“Bu kaçıncı merhaba?” dediğinizi duyar gibiyim.

Ama  bazen, bazı sürprizler, merhabaları peş peşe sıralamamıza neden olabiliyor.

Hele, hele.

Ferit Kesen gibi, çok vefalı ve de sevgili gerçek dostlarınız varsa.

Ne kadar yaşlanıp hayata belli ölçüde de olsa küsüp içinize kapanmaya başlasanız da.

Bu tür dostlar,

Hızır gibi bir yerlerden çıkıp sizi hayata yeniden bağlamak için ellerinden ne geliyorsa yapıyorlar.

Tıpkı.

Değerli dostum Ferit Kesen’in bu sefer de yaptığı gibi.

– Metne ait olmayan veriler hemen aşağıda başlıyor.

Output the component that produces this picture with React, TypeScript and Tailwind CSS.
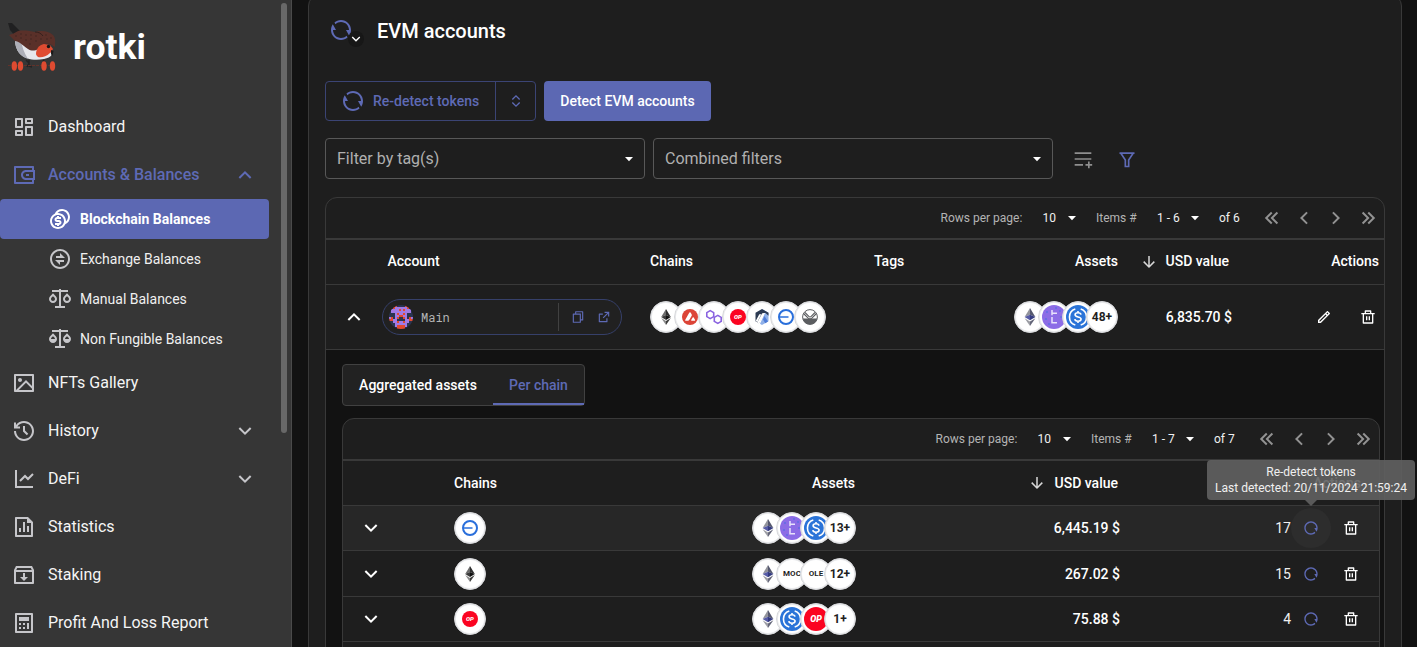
import type { ReactNode } from 'react';
import {
  RiArrowDownLine,
  RiArrowDownSLine,
  RiArrowLeftDoubleLine,
  RiArrowLeftSLine,
  RiArrowRightDoubleLine,
  RiArrowRightSLine,
  RiArrowUpSLine,
  RiCalculatorLine,
  RiCoinsLine,
  RiDashboardLine,
  RiDeleteBinLine,
  RiExchangeLine,
  RiExpandUpDownLine,
  RiExternalLinkLine,
  RiFileChartLine,
  RiFileCopyLine,
  RiFilterLine,
  RiHistoryLine,
  RiImageLine,
  RiInboxArchiveLine,
  RiLineChartLine,
  RiPencilLine,
  RiPlayListAddLine,
  RiRefreshLine,
  RiRestartLine,
  RiScalesFill,
  RiScalesLine,
  RiWallet3Line,
} from 'react-icons/ri';

function BirdLogo() {
  return (
    <svg viewBox="0 0 48 50" className="h-[50px] w-12 shrink-0">
      <path d="M0 1h4l9 9-6 4-5-6z" fill="#202021" />
      <path d="M7 16c0 7 1 11 5 16 5 5 14 7 24 5 5-1 8-3 8-6L30 24 16 18z" fill="#e6e7ec" />
      <path d="M7 16c0 7 1 11 5 16 2 2 5 4 8 5-4-6-6-13-7-18z" fill="#adafb8" />
      <path d="M1 13c3-1 6-2 9-4 6-1 12 0 17 1 6-2 14-1 18 3 3 3 2 8 2 12l-5-3c-5-1-9 0-12 5-3 2-7 2-10 0-6-4-9-8-13-8z" fill="#5a3029" />
      <path d="M27 10c3 0 6 1 8 4" stroke="#33201d" strokeWidth="1" fill="none" />
      <g fill="#3a2420">
        {[[8, 14], [13, 12], [13, 16], [18, 13], [18, 18], [23, 13], [23, 17], [22, 22], [28, 14], [28, 19], [33, 17], [38, 13], [39, 17], [43, 16]].map(([x, y]) => (
          <circle key={`${x}-${y}`} cx={x} cy={y} r="0.7" />
        ))}
      </g>
      <path d="M28 32c0-5 3-9 8-10l6 1 3 4c-1 2-2 3-3 4-4 4-9 5-12 4-1-1-2-2-2-3z" fill="#df4b31" />
      <circle cx="40.5" cy="24.5" r="1.7" fill="#161616" />
      <path d="M43 28l2.5 1-1 5-1.500-2z" fill="#1a1a1a" />
      <path d="M18 38l3 3-2 4M21 38v6l3 1M35 38l3 4" stroke="#232324" strokeWidth="1.5" fill="none" />
      <path d="M0 43.500h47" stroke="#63322a" strokeWidth="1" strokeDasharray="3 1" />
      <ellipse cx="6.300" cy="44" rx="2.700" ry="4.800" fill="#df4b31" />
      <ellipse cx="12.500" cy="44" rx="2.700" ry="4.800" fill="#df4b31" />
      <ellipse cx="36" cy="44" rx="2.700" ry="4.800" fill="#df4b31" />
      <ellipse cx="44.500" cy="44" rx="2.700" ry="4.800" fill="#df4b31" />
    </svg>
  );
}

function Caret() {
  return (
    <svg viewBox="0 0 24 24" className="size-6 shrink-0" fill="#fff">
      <path d="M8 10h8l-4 4.300z" />
    </svg>
  );
}

function Ethereum({ tint = false, className = 'h-4 w-4' }: { tint?: boolean; className?: string }) {
  const c = tint
    ? ['#93949c', '#55586f', '#565ba6', '#343b80', '#9c9da4', '#65677a']
    : ['#6b6b6b', '#2f2f2f', '#3a3a3a', '#111', '#8a8a8a', '#3c3c3b'];
  return (
    <svg viewBox="0 0 16 16" className={className}>
      <path d="M8 0L3.2 8.1 8 5.9z" fill={c[0]} />
      <path d="M8 0v5.9l4.8 2.2z" fill={c[1]} />
      <path d="M3.2 8.1L8 10.9v-5z" fill={c[2]} />
      <path d="M8 10.9l4.8-2.8L8 5.9z" fill={c[3]} />
      <path d="M3.2 9.1L8 16v-4.1z" fill={c[4]} />
      <path d="M8 16l4.8-6.9L8 11.9z" fill={c[5]} />
    </svg>
  );
}

function Avalanche() {
  return (
    <svg viewBox="0 0 16 16" className="h-4 w-4">
      <circle cx="8" cy="8" r="8" fill="#dc4437" />
      <path d="M8 3.2c.4 0 .6.2.8.6l.9 1.7c.2.5.2.8 0 1.3L7.200 11c-.3.5-.6.7-1.200.7H3.900c-.7 0-.9-.4-.6-1l3.900-6.900c.2-.4.4-.6.8-.6zM10.700 8.600c.3-.4.7-.4 1 0l1.300 2.100c.3.6.1 1-.6 1H9.900c-.7 0-.9-.4-.6-1z" fill="#fff" />
    </svg>
  );
}

function Polygon() {
  return (
    <svg viewBox="0 0 16 16" className="h-4 w-4" fill="none" stroke="#8a63e0" strokeWidth="1.6" strokeLinejoin="round">
      <path d="M4.200 1.600l3.500 2v4L4.200 9.600.8 7.600v-4z" />
      <path d="M11.800 6.400l3.400 2v4l-3.400 2-3.500-2v-4z" />
    </svg>
  );
}

function Optimism({ className = 'size-4 text-[6px]' }: { className?: string }) {
  return (
    <span className={`flex shrink-0 items-center justify-center rounded-full bg-[#fb0421] font-black italic leading-none text-white ${className}`}>
      OP
    </span>
  );
}

function Arbitrum() {
  return (
    <svg viewBox="0 0 16 16" className="h-4 w-4">
      <path d="M8 0l6.500 3.800v8.400L8 16l-2-1.200L11 4 8 1z" fill="#8fb0e8" />
      <path d="M8 0l6.500 3.800v3L11.500 4h-2L5 14.200 1.500 12.200V3.800z" fill="#2c3a52" />
      <path d="M8.200 4.200h2.200L5.200 14.500l-1.900-1.100zM5.300 5.200h2L3.400 13l-1.700-1z" fill="#fff" />
      <path d="M10.500 7l3.500 5.500-2.700 1.700-2.300-3.800z" fill="#4d7bd6" />
    </svg>
  );
}

function Base() {
  return (
    <svg viewBox="0 0 16 16" className="h-4 w-4">
      <circle cx="8" cy="8" r="7" fill="none" stroke="#2a6fdb" strokeWidth="2" />
      <path d="M1 8h9.500" stroke="#2a6fdb" strokeWidth="1.4" />
    </svg>
  );
}

function Scroll() {
  return (
    <svg viewBox="0 0 16 16" className="h-4 w-4">
      <circle cx="8" cy="8" r="7.400" fill="#fff" stroke="#5b5d60" strokeWidth="1" />
      <path d="M.8 9.500h14.400A7.400 7.400 0 018 15.500 7.400 7.400 0 01.8 9.500z" fill="#5b5d60" />
      <path d="M1.500 4.500l4.700 4.700c1 .9 2.600.9 3.600 0l4.700-4.700M3 3.500l3.800 3.800c.7.6 1.700.6 2.400 0L13 3.500" fill="none" stroke="#5b5d60" strokeWidth="1.100" />
    </svg>
  );
}

function Tether() {
  return (
    <svg viewBox="0 0 24 24" className="h-6 w-6">
      <circle cx="12" cy="12" r="12" fill="#8c6ce6" />
      <path d="M10 5v5.200M10 8.300h5M10 12v5.700h5" fill="none" stroke="#e8e2fb" strokeWidth="1.500" />
      <g fill="#2f6fe0">
        <circle cx="5" cy="7" r=".7" />
        <circle cx="18" cy="6" r=".7" />
        <circle cx="4" cy="14" r=".7" />
        <circle cx="7" cy="19" r=".7" />
        <circle cx="19" cy="12" r=".7" />
        <circle cx="14" cy="3" r=".7" />
      </g>
    </svg>
  );
}

function UsdCoin() {
  return (
    <svg viewBox="0 0 24 24" className="h-6 w-6" fill="none" stroke="#fff">
      <circle cx="12" cy="12" r="12" fill="#2b74d8" stroke="none" />
      <path d="M9.300 4a8.400 8.400 0 000 16M14.700 4a8.400 8.400 0 010 16" strokeWidth="1.600" />
      <path d="M15 9.700c-.2-1.200-1.300-1.900-3-1.900-1.800 0-2.900.8-2.900 2 0 2.900 6 1.400 6 4.300 0 1.300-1.200 2.100-3.100 2.100s-3-.8-3.200-2.100M12 6v1.800M12 16.200V18" strokeWidth="1.600" />
    </svg>
  );
}

const avatarRows = [
  '...r....r...',
  '..rppppppr..',
  '.pppprprppp.',
  '.pppppppppp.',
  '...prpprp...',
  '...pprrpp...',
  'pr.prnnrp.rp',
  'rrppnnnnpprr',
  '..pprpprpp..',
  '...pppppp...',
  '...prrrrp...',
  '....rrrr....',
];

function Avatar() {
  return (
    <svg viewBox="0 0 12 12" className="size-6 rounded-full bg-[#2a3450]" shapeRendering="crispEdges">
      {avatarRows.flatMap((row, y) =>
        row.split('').map((c, x) =>
          c === 'p' || c === 'r' ? (
            <rect key={`${x}-${y}`} x={x} y={y} width="1" height="1" fill={c === 'p' ? '#a07ae6' : '#e2492f'} />
          ) : null,
        ),
      )}
    </svg>
  );
}

function Disc({ children }: { children: ReactNode }) {
  return (
    <span className="flex size-8 shrink-0 items-center justify-center overflow-hidden rounded-full border border-[#d6d7da] bg-white text-[12px] font-bold text-[#1f1f1f] shadow-[inset_0_0_0_1px_#e9eaec]">
      {children}
    </span>
  );
}

function Ticker({ children }: { children: string }) {
  return <span className="text-[8px] font-bold">{children}</span>;
}

const items = [
  { icon: RiImageLine, label: 'NFTs Gallery' },
  { icon: RiHistoryLine, label: 'History', more: true },
  { icon: RiLineChartLine, label: 'DeFi', more: true },
  { icon: RiFileChartLine, label: 'Statistics' },
  { icon: RiInboxArchiveLine, label: 'Staking' },
  { icon: RiCalculatorLine, label: 'Profit And Loss Report' },
];

const balances = [
  { icon: RiCoinsLine, label: 'Blockchain Balances', active: true },
  { icon: RiExchangeLine, label: 'Exchange Balances' },
  { icon: RiScalesLine, label: 'Manual Balances' },
  { icon: RiScalesFill, label: 'Non Fungible Balances' },
];

function Sidebar() {
  return (
    <aside className="flex h-full w-[292px] shrink-0 border-r border-[#4a4a4a] bg-[#363636]">
      <nav className="w-[281px] shrink-0">
        <div className="flex h-[103px] items-start pl-2 pt-[22px]">
          <BirdLogo />
          <span className="ml-[17px] mt-[3px] text-[35.5px] font-bold leading-[44px] text-white">rotki</span>
        </div>
        <div className="flex h-12 items-center pl-3 text-[16px] text-[#f5f5f5]">
          <RiDashboardLine className="mr-3 size-6 text-[#c6c6ca]" />
          Dashboard
        </div>
        <div className="flex h-12 items-center pl-3 pr-6 text-[16px] font-medium text-[#5e6ab5]">
          <RiWallet3Line className="mr-3 size-6" />
          <span className="flex-1">Accounts &amp; Balances</span>
          <RiArrowUpSLine className="size-6" />
        </div>
        {balances.map(({ icon: Icon, label, active }) => (
          <div
            key={label}
            className={`flex h-10 w-[269px] items-center rounded pl-12 text-[14px] ${active ? 'bg-[#5c68b3] font-bold text-white' : 'text-[#f0f0f0]'}`}
          >
            <Icon className={`mr-2 size-6 ${active ? 'text-white' : 'text-[#c6c6ca]'}`} />
            {label}
          </div>
        ))}
        {items.map(({ icon: Icon, label, more }) => (
          <div key={label} className="flex h-12 items-center pl-3 pr-6 text-[16px] text-[#f5f5f5]">
            <Icon className="mr-3 size-6 text-[#c6c6ca]" />
            <span className="flex-1">{label}</span>
            {more && <RiArrowDownSLine className="size-6 text-[#c6c6ca]" />}
          </div>
        ))}
      </nav>
      <div className="mt-[3px] h-[430px] w-1.5 shrink-0 rounded-full bg-[#686868]" />
    </aside>
  );
}

function Pagination({ range, total }: { range: string; total: string }) {
  return (
    <div className="flex h-10 items-center justify-end pr-1 text-[12px] text-[#f0f0f0]">
      <span className="w-[102px] text-[#b4b4b4]">Rows per page:</span>
      <span className="w-[17.5px]">10</span>
      <Caret />
      <span className="ml-3 w-[61px] text-[#b4b4b4]">Items #</span>
      <span className="w-[26px] whitespace-nowrap">{range}</span>
      <Caret />
      <span className="ml-3 w-[41px]">{total}</span>
      <span className="flex gap-2 text-[#929292]">
        <RiArrowLeftDoubleLine className="size-6" />
        <RiArrowLeftSLine className="size-6" />
        <RiArrowRightSLine className="size-6" />
        <RiArrowRightDoubleLine className="size-6" />
      </span>
    </div>
  );
}

const chainRows = [
  {
    chain: <Base />,
    assets: [<Ethereum tint className="size-[18px]" />, <Tether />, <UsdCoin />, '13+'],
    value: '6,445.19 $',
    tokens: 17,
    height: 'h-[45px] bg-[#272727]',
    tip: true,
  },
  {
    chain: <Ethereum />,
    assets: [<Ethereum tint className="size-[18px]" />, <Ticker>MOC</Ticker>, <Ticker>OLE</Ticker>, '12+'],
    value: '267.02 $',
    tokens: 15,
    height: 'h-[46px]',
  },
  {
    chain: <Optimism />,
    assets: [<Ethereum tint className="size-[18px]" />, <UsdCoin />, <Optimism className="size-6 text-[9px]" />, '1+'],
    value: '75.88 $',
    tokens: 4,
    height: 'h-[45px]',
  },
];

function Tooltip() {
  return (
    <div className="absolute bottom-[48px] left-1/2 z-10 w-[208px] -translate-x-1/2 rounded bg-[#616161]/90 py-1 text-center text-[12px] leading-4 text-[#f0f0f0]">
      <div>Re-detect tokens</div>
      <div className="whitespace-nowrap">Last detected: 20/11/2024 21:59:24</div>
      <div className="absolute left-1/2 top-full -translate-x-1/2 border-x-[6px] border-t-[6px] border-x-transparent border-t-[#616161]/90" />
    </div>
  );
}

function ChainTable() {
  return (
    <div className="ml-4 mr-1 mt-3 h-[300px] rounded-t-xl border border-[#393939] bg-[#1e1e1e]">
      <Pagination range="1 - 7" total="of 7" />
      <div className="grid h-[47px] grid-cols-[111px_200px_201px_264px_1fr] items-center border-y border-t-2 border-[#393939] text-[14px] font-medium text-white">
        <span />
        <span>Chains</span>
        <span className="text-right">Assets</span>
        <span className="flex items-center justify-end pr-px">
          <RiArrowDownLine className="mr-[9px] size-[18px] text-[#d8d8d8]" />
          USD value
        </span>
        <span className="pr-[18px] text-right">Actions</span>
      </div>
      {chainRows.map((row) => (
        <div
          key={row.tokens}
          className={`grid grid-cols-[111px_200px_202px_264px_1fr] items-center border-b border-[#393939] ${row.height}`}
        >
          <RiArrowDownSLine className="ml-4 size-6 text-white" />
          <Disc>{row.chain}</Disc>
          <span className="flex justify-end -space-x-2">
            {row.assets.map((asset, i) => (
              <Disc key={i}>{asset}</Disc>
            ))}
          </span>
          <span className="pt-px text-right text-[14px] font-medium text-white">{row.value}</span>
          <span className="flex items-center justify-end pr-5 text-[14px] text-[#f0f0f0]">
            <span className="pt-px">{row.tokens}</span>
            <span className={`relative flex size-10 items-center justify-center rounded-full ${row.tip ? 'bg-[#2d2d2d]' : ''}`}>
              <RiRestartLine className="size-4 text-[#5e6ab5]" />
              {row.tip && <Tooltip />}
            </span>
            <RiDeleteBinLine className="ml-3 size-4 text-white" />
          </span>
        </div>
      ))}
    </div>
  );
}

const mainCols = 'grid grid-cols-[56px_268px_224px_244px_114px_152px] items-center';

function AccountsTable() {
  return (
    <div className="mt-[18px] h-[500px] w-[1060px] rounded-t-xl border border-[#393939]">
      <Pagination range="1 - 6" total="of 6" />
      <div className={`${mainCols} h-[47px] border-b border-t-2 border-[#393939] pb-px text-[14px] font-medium text-white`}>
        <span />
        <span className="pl-[5.5px]">Account</span>
        <span>Chains</span>
        <span className="flex justify-between">
          <span>Tags</span>
          <span>Assets</span>
        </span>
        <span className="flex items-center justify-end pr-[3px]">
          <RiArrowDownLine className="mr-2 size-[18px] text-[#d8d8d8]" />
          USD value
        </span>
        <span className="pr-[5px] text-right">Actions</span>
      </div>
      <div className={`${mainCols} h-[65px] border-b border-[#393939]`}>
        <RiArrowUpSLine className="ml-4 size-6 text-white" />
        <div className="flex h-9 w-60 items-center rounded-full border border-[#36406a] bg-[#212121] pl-1.5 pr-2.5">
          <Avatar />
          <span className="ml-2 flex-1 font-['Roboto_Mono','DejaVu_Sans_Mono','Liberation_Mono',monospace] text-[12px] text-[#b4b4b4]">Main</span>
          <span className="h-7 w-px bg-[#414141]" />
          <RiFileCopyLine className="ml-3 size-[14px] text-[#5e6ab5]" />
          <RiExternalLinkLine className="ml-3 size-[14px] text-[#5e6ab5]" />
        </div>
        <div className="flex -space-x-2">
          <Disc><Ethereum /></Disc>
          <Disc><Avalanche /></Disc>
          <Disc><Polygon /></Disc>
          <Disc><Optimism /></Disc>
          <Disc><Arbitrum /></Disc>
          <Disc><Base /></Disc>
          <Disc><Scroll /></Disc>
        </div>
        <div className="flex justify-end -space-x-2">
          <Disc><Ethereum tint className="size-[18px]" /></Disc>
          <Disc><Tether /></Disc>
          <Disc><UsdCoin /></Disc>
          <Disc>48+</Disc>
        </div>
        <span className="text-right text-[14px] font-medium text-white">6,835.70 $</span>
        <div className="flex justify-end gap-7 pr-2 text-white">
          <RiPencilLine className="size-4" />
          <RiDeleteBinLine className="size-4" />
        </div>
      </div>
      <div className="h-[400px] bg-[#121212] pt-[14px]">
        <div className="ml-4 flex h-[42px] w-[243px] rounded border border-[#414141] bg-[#222] text-[14px] font-medium">
          <span className="flex w-[150px] items-center justify-center text-white">Aggregated assets</span>
          <span className="flex flex-1 items-center justify-center border-b-2 border-[#5e6ab5] pt-0.5 text-[#5e6ab5]">Per chain</span>
        </div>
        <ChainTable />
      </div>
    </div>
  );
}

function Select({ label, width }: { label: string; width: string }) {
  return (
    <div className={`flex h-[41px] items-center justify-between rounded border border-[#585858] pl-[11px] pr-[3px] text-[16px] text-[#b0b0b0] ${width}`}>
      {label}
      <Caret />
    </div>
  );
}

export default function App() {
  return (
    <div className="flex h-[647px] w-[1417px] overflow-hidden bg-[#121212] font-['Roboto',sans-serif]">
      <Sidebar />
      <main className="ml-4 -mt-[6px] h-[700px] w-[1094px] rounded-xl border border-[#393939] bg-[#1e1e1e] pl-4">
        <div className="flex h-[86px] items-start pt-[23px]">
          <div className="relative ml-1 size-6">
            <RiRefreshLine className="size-6 text-[#5e6ab5]" />
            <span className="absolute left-[19px] top-[13px] flex size-4 items-center justify-center rounded-full bg-[#171717]">
              <RiArrowDownSLine className="size-4 text-white" />
            </span>
          </div>
          <h1 className="ml-6 text-[20px] font-medium leading-[27px] text-white">EVM accounts</h1>
        </div>
        <div className="flex h-10 text-[14px] font-medium">
          <div className="flex w-[211px] items-center rounded border border-[#3b4474] text-[#5e6ab5]">
            <RiRefreshLine className="ml-[15px] mr-2 size-6" />
            <span className="flex-1">Re-detect tokens</span>
            <span className="flex h-full w-10 items-center justify-center border-l border-[#3b4474]">
              <RiExpandUpDownLine className="size-4" />
            </span>
          </div>
          <div className="ml-2 flex w-[167px] items-center justify-center rounded bg-[#5c68b3] text-white">Detect EVM accounts</div>
        </div>
        <div className="mt-[17px] flex items-center">
          <Select label="Filter by tag(s)" width="w-80" />
          <div className="ml-2">
            <Select label="Combined filters" width="w-[400px]" />
          </div>
          <RiPlayListAddLine className="ml-5 size-5 text-[#8f8f8f]" />
          <RiFilterLine className="ml-6 size-5 text-[#5e6ab5]" />
        </div>
        <AccountsTable />
      </main>
    </div>
  );
}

Yazı yazmayalı oldukça uzun bir süre olmasına karşın.

Kesen’ciğim kesip attı.

“Senden yazı yazmanı istiyorum” dedi.

Bunca sene sonra, Ferit Kesen gibi birinin yazı yazmamı istemesine hem şaşırdım hem de için için sevindim.

Demek ki, hem unutulmadık, hem de hala yazı yazabileceğim inancında olan dostlarım varmış dedim.

Sözün kısası.

Feritçiğimin bu sürpriz ve de çok güzel çıkışı.

Beni hem şaşırttı, hem de çok ama çok sevindirdi.

Telefon konuşmamız biter bitmez.

Bilgisayarın başına geçip, bu satırları karalamaya başladım.

İnşallah fena olmamıştır.

Tüm dostlara kucaklar dolusu sevgilerimi ve saygılarımı sunarak, köşe yazımı noktalıyorum.